Perusahaan kelompok Bakrie saat ini tengah dililit persoalan utang. Ia mencontohkan kinerja PT Bumi Resources Tbk (BUMI) yang mencatat kerugian US$ 322 juta. Ia menuturkan Bumi kini hanya memiliki dana kas US$ 121,8 juta. Jumlah itu tidak mampu untuk menutupi cicilan pokok, termasuk utang. “Apalagi penjualan batu bara diperkirakan stagnan hingga akhir tahun, sehingga akan mempengaruhi pendapatan perusahaan,” Edwin mengatakan.
Ia menambahkan berinvestasi di perusahaan yang asetnya tidak sehat seperti itu, tidak bisa diharapkan. “Investor cenderung menanamkan sahamnya.” Menumpuknya utang Bumi, menurutnya, tentu akan mempengaruhi pandangan investor terhadap kinerja keseluruhan emiten milik Grup Bakrie.
Ia menuturkan solusi yang tepat adalah dengan menambah stok utang perusahaan dan menjual aset-asetnya. Namun Edwin menilai hal tersebut pun berat bagi perusahaan. "Harus ada collateral atau jaminan yang mampu meyakinkan perbankan untuk mau memberikan pinjaman," ucapnya.
Mengenai penjualan aset, ia mengatakan dibutuhkan mekanisme yang tepat untuk meyakinkan para investor. "Investor lokal saja belum tentu berminat, apalagi asing," Edwin menjelaskan.
Namun analis dari Indosurya Asset Management, Reza Priyambada memperkirakan masih ada peluang bagi Grup Bakrie untuk meyakinkan para investor. "Walaupun kini keuangannya sangat rugi, pada tahun-tahun sebelumnya, emiten Grup Bakrie memiliki reputasi yang baik," katanya kepada Tempo.
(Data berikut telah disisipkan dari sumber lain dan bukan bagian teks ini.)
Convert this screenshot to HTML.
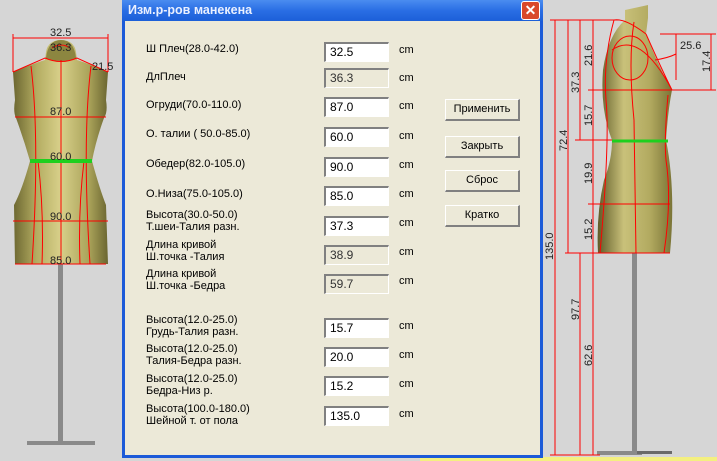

Ia menambahkan, faktor kepemilikan juga mempengaruhi investor untuk menanamkan sahamnya. Hal itu akan berpengaruh bagi perusahaan jika ingin mendapatkan pinjaman perbankan. "Masak perusahaan sekelas grup Bakrie tidak bisa melobi perbankan," ia mengatakan.
Senada dengan Edwin, ia memperkiraan saham Grup Bakrie lebih banyak diburu kalangan spekulan. "Diperkirakan peminatnya masih cukup banyak, sekalipun hanya untuk jangka waktu pendek."
Ia menambahkan, pergerakan saham itu tergantung sentimen. Saat pembukaan, saham mungkin diminati, tapi bisa ada sentimen negatif, investor menjual kembali sahamnya di penutupan perdagangan. "Saham Grup Bakrie dibenci tetapi juga dinanti."
Pada penutupan perdagangan kemarin, saham sejumlah Grup Bakrie mengalami penguatan karena pengaruh melonjaknya harga komoditas di pasar global. Beberapa emiten kelompok Bakrie yang bergerak di sektor komoditas naik signifikan. Dimotori Bumi Resources (BUMI) yang naik 10,5 persen ke Rp 840 per lembar dan Bumi Resources Mineral (BRMS) naik 22,45 persen ke Rp 600 per lembar.
Kemudian PT Energi Mega Persada (ENRG) naik 2,2 persen ke Rp 93 per lembar, serta Bakrie Sumatera Plantation (UNSP) naik 3 persen ke Rp 135 per lembar. Sementara Berau Coal (BRAU) stagnan di Rp 50 per lembar. Saham Bakrieland Development (ELTY) turut terdongkrak dengan naik 3,9 persen ke Rp 53 per lembar saham.